Indeed. I was torn on how much information to put in this summary. Henry is quite thorough in his detailed descriptions of the equipment, procedures (including comparisons to those of Kodak and others), and statistics (he was an analytical chemist after all), but a description of the microdensitometry alone would require a few pages and to detail the experimental methods properly I'd have essentially had to recopy tens of pages.
One thing which comes up repeatedly - findings essentially in agreement with Kodak. It is important to note he did not approach the excercise with the intention of proving Kodak or Ilford or Agfa wrong. In fact it would be surprising if his results differed wildly from those of reputable scientists and were in conflict with good theory. What he wanted to do was test the claims and assertions made by other people in books, magazines, articles and such. In general throughout the book he's quite good about comparing his findings with those of Kodak and other researchers, and then using all this to test the validity of statements made by others.

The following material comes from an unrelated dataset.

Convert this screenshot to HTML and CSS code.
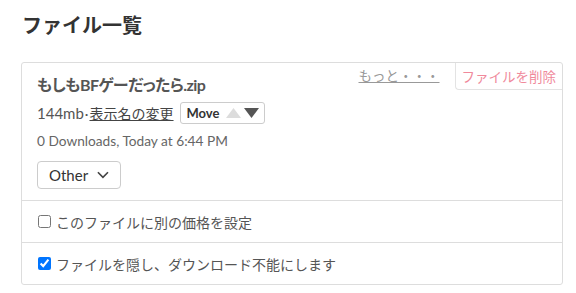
FILE: index.html
```html
<!DOCTYPE html>
<html lang="ja">
<head>
<meta charset="utf-8">
<link rel="stylesheet" href="styles.css">
</head>
<body>
<div class="page">
  <h1 class="title">ファイル一覧</h1>
  <div class="card">
    <div class="card-top">
      <div class="info">
        <div class="filename">もしもBFゲーだったら.zip</div>
        <div class="meta-row">
          <span class="size">144mb</span><span class="dot">·</span><a class="rename">表示名の変更</a>
          <span class="move-btn">
            <span class="move-label">Move</span>
            <svg class="tri" width="15" height="10" viewBox="0 0 15 10"><polygon points="7.5,0 15,10 0,10" fill="#dcdcdc"/></svg>
            <svg class="tri" width="15" height="10" viewBox="0 0 15 10"><polygon points="0,0 15,0 7.5,10" fill="#555"/></svg>
          </span>
        </div>
        <div class="stats">0 Downloads, Today at 6:44 PM</div>
        <div class="select">
          <span class="select-label">Other</span>
          <svg class="chev" width="13" height="8" viewBox="0 0 13 8"><polyline points="1,1 6.5,6.5 12,1" fill="none" stroke="#444" stroke-width="1.8"/></svg>
        </div>
      </div>
      <div class="actions">
        <a class="more">もっと・・・</a>
        <span class="delete">ファイルを削除</span>
      </div>
    </div>
    <label class="check-row"><input type="checkbox"><span>このファイルに別の価格を設定</span></label>
    <label class="check-row"><input type="checkbox" checked><span>ファイルを隠し、ダウンロード不能にします</span></label>
  </div>
</div>
</body>
</html>
```

FILE: styles.css
```css
html, body {
  margin: 0;
  padding: 0;
  background: #fff;
}
body {
  font-family: Lato, "Noto Sans CJK JP", sans-serif;
  color: #555;
}
.page {
  padding: 12px 13px 0 21px;
}
.title {
  margin: 0 0 24px 1px;
  font-family: "Noto Sans CJK JP", sans-serif;
  font-size: 20px;
  line-height: 26px;
  font-weight: 700;
  color: #333;
}
.card {
  border: 1px solid #ddd;
  border-radius: 3px;
}
.card-top {
  display: flex;
  align-items: flex-start;
  border-bottom: 1px solid #ddd;
}
.info {
  flex: 1;
  padding: 10px 0 11px 15px;
}
.filename {
  font-size: 16px;
  line-height: 24px;
  font-weight: 700;
  color: #555;
  letter-spacing: -0.6px;
  font-feature-settings: "palt";
}
.meta-row {
  display: flex;
  align-items: center;
  height: 24px;
  margin-top: 4px;
  font-size: 14px;
  color: #555;
}
.size {
  font-family: Lato, sans-serif;
  font-size: 15px;
}
.dot {
  font-family: Lato, sans-serif;
  font-size: 14px;
  margin: 0 1px;
}
.rename {
  font-family: "Noto Sans CJK JP", sans-serif;
  text-decoration: underline;
  color: #444;
}
.move-btn {
  display: inline-flex;
  align-items: center;
  gap: 3px;
  height: 20px;
  margin-left: 7px;
  padding: 0 5px 0 5px;
  border: 1px solid #ccc;
  border-radius: 3px;
}
.move-label {
  font-size: 13px;
  font-weight: 700;
  color: #333;
  margin-right: 4px;
}
.tri {
  display: block;
}
.stats {
  margin-top: 6px;
  font-size: 13.7px;
  line-height: 20px;
  color: #666;
}
.select {
  display: inline-flex;
  align-items: center;
  gap: 9px;
  box-sizing: border-box;
  width: 84px;
  height: 28px;
  margin-top: 10px;
  padding: 0 11px;
  border: 1px solid #ccc;
  border-radius: 4px;
  font-size: 15px;
  color: #333;
}
.chev {
  display: block;
}
.actions {
  display: flex;
  align-items: flex-start;
  gap: 15px;
}
.more {
  font-family: "Noto Sans CJK JP", sans-serif;
  font-size: 13.5px;
  line-height: 24px;
  color: #999;
  text-decoration: underline;
}
.delete {
  font-family: "Noto Sans CJK JP", sans-serif;
  font-size: 13.5px;
  line-height: 26px;
  color: #f0899b;
  padding: 0 6px;
  border-left: 1px solid #e3e3e3;
  border-bottom: 1px solid #e3e3e3;
  border-bottom-left-radius: 4px;
}
.check-row {
  display: flex;
  align-items: center;
  height: 41px;
  padding-left: 12px;
  font-family: "Noto Sans CJK JP", sans-serif;
  font-size: 14px;
  color: #555;
}
.check-row + .check-row {
  border-top: 1px solid #ddd;
}
.check-row input {
  margin: 0 5px 0 4px;
  width: 13px;
  height: 13px;
}
```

It is a book about applying proper scientific method to darkroom photography, since unfortunately this is almost never done by the people who often speak loudest. Where the book is less successful is the theory. The data can often show a claim to be true or false, but explaining why is another matter. That is not the primary focus of the book and Henry freely admits when he is unable to explain why something is the way it is. This is why I find the first half of the book about printing controls "better" than the stuff about film and developers. When it comes to printing it is easier to test the validity of many things that are said. When it comes to film processing on the other hand, things can get very complicated from a theoretical perspective. I think I would challenge a few of his interpretations of the data.
There are also still a couple of things I don't fully understand about his use of the acutance formula. This is also something I'm a little unclear on in the Altman/Henn study. The formula is still bothering me. It is assumed to NOT take edge effects into account, but then there's that Dmax-Dmin part of the equation... It's like "half pregnant".
A shame he is not around. While it isn't perfect, I think many people could learn a lot from his book. I wish I could carry on that type of work.